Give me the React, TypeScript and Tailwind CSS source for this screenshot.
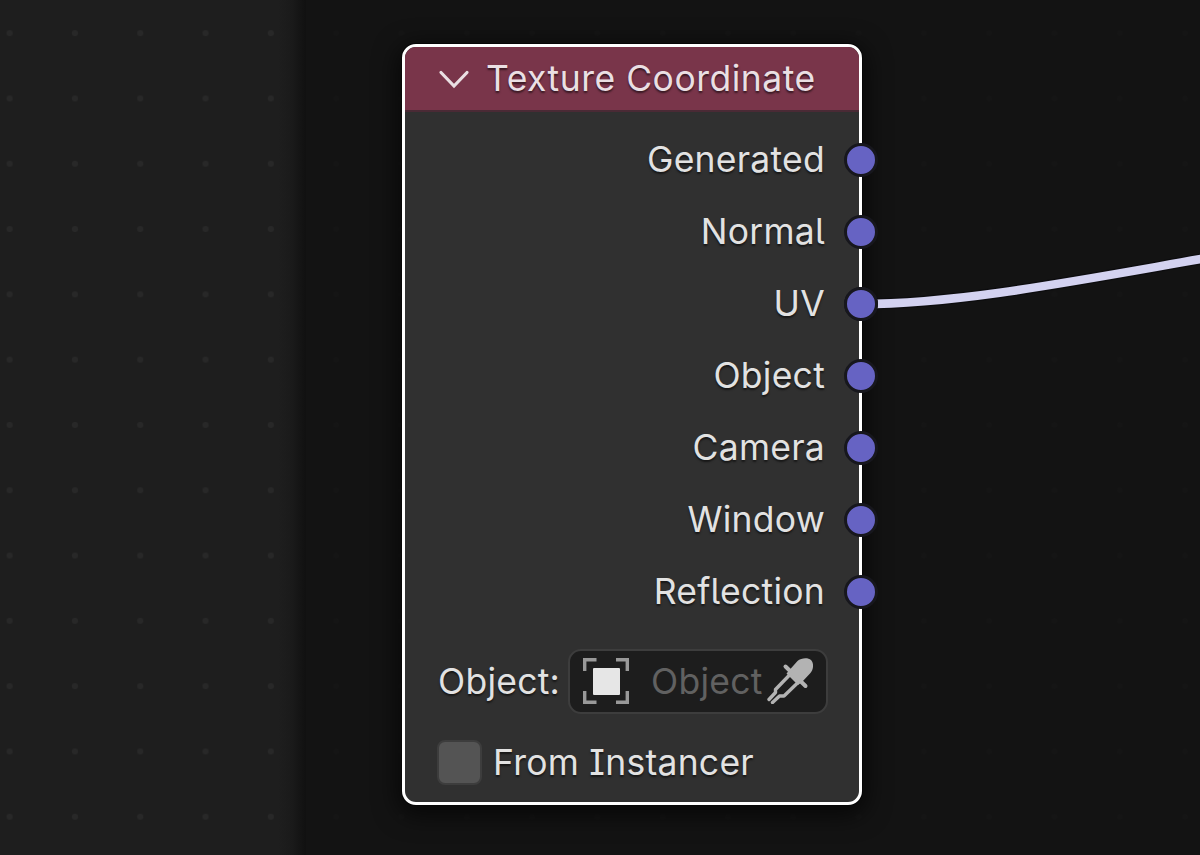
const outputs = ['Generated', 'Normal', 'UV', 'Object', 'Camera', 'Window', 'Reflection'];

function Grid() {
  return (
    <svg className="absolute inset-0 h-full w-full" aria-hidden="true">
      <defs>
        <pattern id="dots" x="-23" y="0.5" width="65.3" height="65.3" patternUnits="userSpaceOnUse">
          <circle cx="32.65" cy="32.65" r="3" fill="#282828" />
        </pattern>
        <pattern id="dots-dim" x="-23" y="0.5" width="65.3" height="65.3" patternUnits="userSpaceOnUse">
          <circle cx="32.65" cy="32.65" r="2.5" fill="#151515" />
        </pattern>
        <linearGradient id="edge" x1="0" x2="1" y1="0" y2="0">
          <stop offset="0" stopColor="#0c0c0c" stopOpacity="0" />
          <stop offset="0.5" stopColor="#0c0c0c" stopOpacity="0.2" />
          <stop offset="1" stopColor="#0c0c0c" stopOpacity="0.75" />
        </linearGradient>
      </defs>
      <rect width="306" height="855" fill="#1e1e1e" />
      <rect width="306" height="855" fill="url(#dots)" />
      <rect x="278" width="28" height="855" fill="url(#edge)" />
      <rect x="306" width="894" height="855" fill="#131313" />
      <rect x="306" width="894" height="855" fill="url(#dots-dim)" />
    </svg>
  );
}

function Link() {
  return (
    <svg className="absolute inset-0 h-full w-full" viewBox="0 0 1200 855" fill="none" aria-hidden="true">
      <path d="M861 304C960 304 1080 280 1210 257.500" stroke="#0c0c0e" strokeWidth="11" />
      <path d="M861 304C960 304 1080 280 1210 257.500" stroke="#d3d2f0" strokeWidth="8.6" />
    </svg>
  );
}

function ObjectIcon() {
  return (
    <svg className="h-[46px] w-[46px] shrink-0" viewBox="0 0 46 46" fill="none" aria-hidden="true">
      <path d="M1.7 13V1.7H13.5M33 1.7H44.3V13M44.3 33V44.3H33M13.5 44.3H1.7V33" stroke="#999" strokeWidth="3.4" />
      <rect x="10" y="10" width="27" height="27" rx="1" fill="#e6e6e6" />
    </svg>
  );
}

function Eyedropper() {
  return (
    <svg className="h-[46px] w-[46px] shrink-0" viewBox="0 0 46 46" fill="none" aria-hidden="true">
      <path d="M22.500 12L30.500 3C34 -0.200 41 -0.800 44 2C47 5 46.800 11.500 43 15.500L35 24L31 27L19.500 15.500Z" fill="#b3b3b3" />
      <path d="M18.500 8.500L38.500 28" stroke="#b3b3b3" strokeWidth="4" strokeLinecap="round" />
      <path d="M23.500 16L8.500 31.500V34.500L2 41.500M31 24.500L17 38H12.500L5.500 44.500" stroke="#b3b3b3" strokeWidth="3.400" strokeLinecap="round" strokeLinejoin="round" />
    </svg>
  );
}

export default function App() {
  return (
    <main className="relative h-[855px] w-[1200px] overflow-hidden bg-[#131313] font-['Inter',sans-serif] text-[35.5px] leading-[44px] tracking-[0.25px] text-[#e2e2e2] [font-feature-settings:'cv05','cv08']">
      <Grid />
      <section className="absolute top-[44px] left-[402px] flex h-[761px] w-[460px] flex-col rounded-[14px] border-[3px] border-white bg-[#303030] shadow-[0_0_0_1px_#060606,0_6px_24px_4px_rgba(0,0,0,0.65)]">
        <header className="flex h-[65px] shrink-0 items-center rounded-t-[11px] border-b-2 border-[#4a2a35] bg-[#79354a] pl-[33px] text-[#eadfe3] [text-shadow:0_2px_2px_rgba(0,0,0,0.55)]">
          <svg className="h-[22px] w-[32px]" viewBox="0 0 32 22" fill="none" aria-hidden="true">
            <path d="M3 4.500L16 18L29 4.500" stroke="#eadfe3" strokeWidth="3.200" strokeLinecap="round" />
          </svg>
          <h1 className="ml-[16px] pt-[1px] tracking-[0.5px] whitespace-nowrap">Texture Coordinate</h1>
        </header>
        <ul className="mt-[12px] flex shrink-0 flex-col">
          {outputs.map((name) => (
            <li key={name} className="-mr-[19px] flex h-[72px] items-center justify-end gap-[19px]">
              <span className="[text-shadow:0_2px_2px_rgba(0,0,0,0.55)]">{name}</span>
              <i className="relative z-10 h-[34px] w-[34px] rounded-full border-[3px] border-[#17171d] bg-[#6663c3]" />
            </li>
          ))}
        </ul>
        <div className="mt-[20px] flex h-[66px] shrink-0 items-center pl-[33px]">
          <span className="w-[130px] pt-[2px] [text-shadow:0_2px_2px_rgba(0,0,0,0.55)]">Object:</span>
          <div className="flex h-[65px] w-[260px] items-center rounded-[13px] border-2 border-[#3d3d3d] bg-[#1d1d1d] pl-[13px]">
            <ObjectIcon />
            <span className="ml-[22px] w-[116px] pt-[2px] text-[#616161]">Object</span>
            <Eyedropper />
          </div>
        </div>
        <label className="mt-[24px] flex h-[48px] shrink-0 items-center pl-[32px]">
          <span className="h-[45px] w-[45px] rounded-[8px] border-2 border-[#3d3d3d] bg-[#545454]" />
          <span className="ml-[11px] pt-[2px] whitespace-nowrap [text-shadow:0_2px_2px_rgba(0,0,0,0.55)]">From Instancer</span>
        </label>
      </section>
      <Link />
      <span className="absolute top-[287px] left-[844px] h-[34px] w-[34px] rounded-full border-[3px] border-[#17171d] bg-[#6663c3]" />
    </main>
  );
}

◇ ◇ ◇ ◇ ◇ ◇ ◇

TO DO
Return each line of the data, keeping its wording exact and omitting pictures.

RESPONSE TO THIS EXERCISE
Give me the React, TypeScript and Tailwind CSS source for this screenshot.
const outputs = ['Generated', 'Normal', 'UV', 'Object', 'Camera', 'Window', 'Reflection'];

function Grid() {
  return (
    <svg className="absolute inset-0 h-full w-full" aria-hidden="true">
      <defs>
        <pattern id="dots" x="-23" y="0.5" width="65.3" height="65.3" patternUnits="userSpaceOnUse">
          <circle cx="32.65" cy="32.65" r="3" fill="#282828" />
        </pattern>
        <pattern id="dots-dim" x="-23" y="0.5" width="65.3" height="65.3" patternUnits="userSpaceOnUse">
          <circle cx="32.65" cy="32.65" r="2.5" fill="#151515" />
        </pattern>
        <linearGradient id="edge" x1="0" x2="1" y1="0" y2="0">
          <stop offset="0" stopColor="#0c0c0c" stopOpacity="0" />
          <stop offset="0.5" stopColor="#0c0c0c" stopOpacity="0.2" />
          <stop offset="1" stopColor="#0c0c0c" stopOpacity="0.75" />
        </linearGradient>
      </defs>
      <rect width="306" height="855" fill="#1e1e1e" />
      <rect width="306" height="855" fill="url(#dots)" />
      <rect x="278" width="28" height="855" fill="url(#edge)" />
      <rect x="306" width="894" height="855" fill="#131313" />
      <rect x="306" width="894" height="855" fill="url(#dots-dim)" />
    </svg>
  );
}

function Link() {
  return (
    <svg className="absolute inset-0 h-full w-full" viewBox="0 0 1200 855" fill="none" aria-hidden="true">
      <path d="M861 304C960 304 1080 280 1210 257.500" stroke="#0c0c0e" strokeWidth="11" />
      <path d="M861 304C960 304 1080 280 1210 257.500" stroke="#d3d2f0" strokeWidth="8.6" />
    </svg>
  );
}

function ObjectIcon() {
  return (
    <svg className="h-[46px] w-[46px] shrink-0" viewBox="0 0 46 46" fill="none" aria-hidden="true">
      <path d="M1.7 13V1.7H13.5M33 1.7H44.3V13M44.3 33V44.3H33M13.5 44.3H1.7V33" stroke="#999" strokeWidth="3.4" />
      <rect x="10" y="10" width="27" height="27" rx="1" fill="#e6e6e6" />
    </svg>
  );
}

function Eyedropper() {
  return (
    <svg className="h-[46px] w-[46px] shrink-0" viewBox="0 0 46 46" fill="none" aria-hidden="true">
      <path d="M22.500 12L30.500 3C34 -0.200 41 -0.800 44 2C47 5 46.800 11.500 43 15.500L35 24L31 27L19.500 15.500Z" fill="#b3b3b3" />
      <path d="M18.500 8.500L38.500 28" stroke="#b3b3b3" strokeWidth="4" strokeLinecap="round" />
      <path d="M23.500 16L8.500 31.500V34.500L2 41.500M31 24.500L17 38H12.500L5.500 44.500" stroke="#b3b3b3" strokeWidth="3.400" strokeLinecap="round" strokeLinejoin="round" />
    </svg>
  );
}

export default function App() {
  return (
    <main className="relative h-[855px] w-[1200px] overflow-hidden bg-[#131313] font-['Inter',sans-serif] text-[35.5px] leading-[44px] tracking-[0.25px] text-[#e2e2e2] [font-feature-settings:'cv05','cv08']">
      <Grid />
      <section className="absolute top-[44px] left-[402px] flex h-[761px] w-[460px] flex-col rounded-[14px] border-[3px] border-white bg-[#303030] shadow-[0_0_0_1px_#060606,0_6px_24px_4px_rgba(0,0,0,0.65)]">
        <header className="flex h-[65px] shrink-0 items-center rounded-t-[11px] border-b-2 border-[#4a2a35] bg-[#79354a] pl-[33px] text-[#eadfe3] [text-shadow:0_2px_2px_rgba(0,0,0,0.55)]">
          <svg className="h-[22px] w-[32px]" viewBox="0 0 32 22" fill="none" aria-hidden="true">
            <path d="M3 4.500L16 18L29 4.500" stroke="#eadfe3" strokeWidth="3.200" strokeLinecap="round" />
          </svg>
          <h1 className="ml-[16px] pt-[1px] tracking-[0.5px] whitespace-nowrap">Texture Coordinate</h1>
        </header>
        <ul className="mt-[12px] flex shrink-0 flex-col">
          {outputs.map((name) => (
            <li key={name} className="-mr-[19px] flex h-[72px] items-center justify-end gap-[19px]">
              <span className="[text-shadow:0_2px_2px_rgba(0,0,0,0.55)]">{name}</span>
              <i className="relative z-10 h-[34px] w-[34px] rounded-full border-[3px] border-[#17171d] bg-[#6663c3]" />
            </li>
          ))}
        </ul>
        <div className="mt-[20px] flex h-[66px] shrink-0 items-center pl-[33px]">
          <span className="w-[130px] pt-[2px] [text-shadow:0_2px_2px_rgba(0,0,0,0.55)]">Object:</span>
          <div className="flex h-[65px] w-[260px] items-center rounded-[13px] border-2 border-[#3d3d3d] bg-[#1d1d1d] pl-[13px]">
            <ObjectIcon />
            <span className="ml-[22px] w-[116px] pt-[2px] text-[#616161]">Object</span>
            <Eyedropper />
          </div>
        </div>
        <label className="mt-[24px] flex h-[48px] shrink-0 items-center pl-[32px]">
          <span className="h-[45px] w-[45px] rounded-[8px] border-2 border-[#3d3d3d] bg-[#545454]" />
          <span className="ml-[11px] pt-[2px] whitespace-nowrap [text-shadow:0_2px_2px_rgba(0,0,0,0.55)]">From Instancer</span>
        </label>
      </section>
      <Link />
      <span className="absolute top-[287px] left-[844px] h-[34px] w-[34px] rounded-full border-[3px] border-[#17171d] bg-[#6663c3]" />
    </main>
  );
}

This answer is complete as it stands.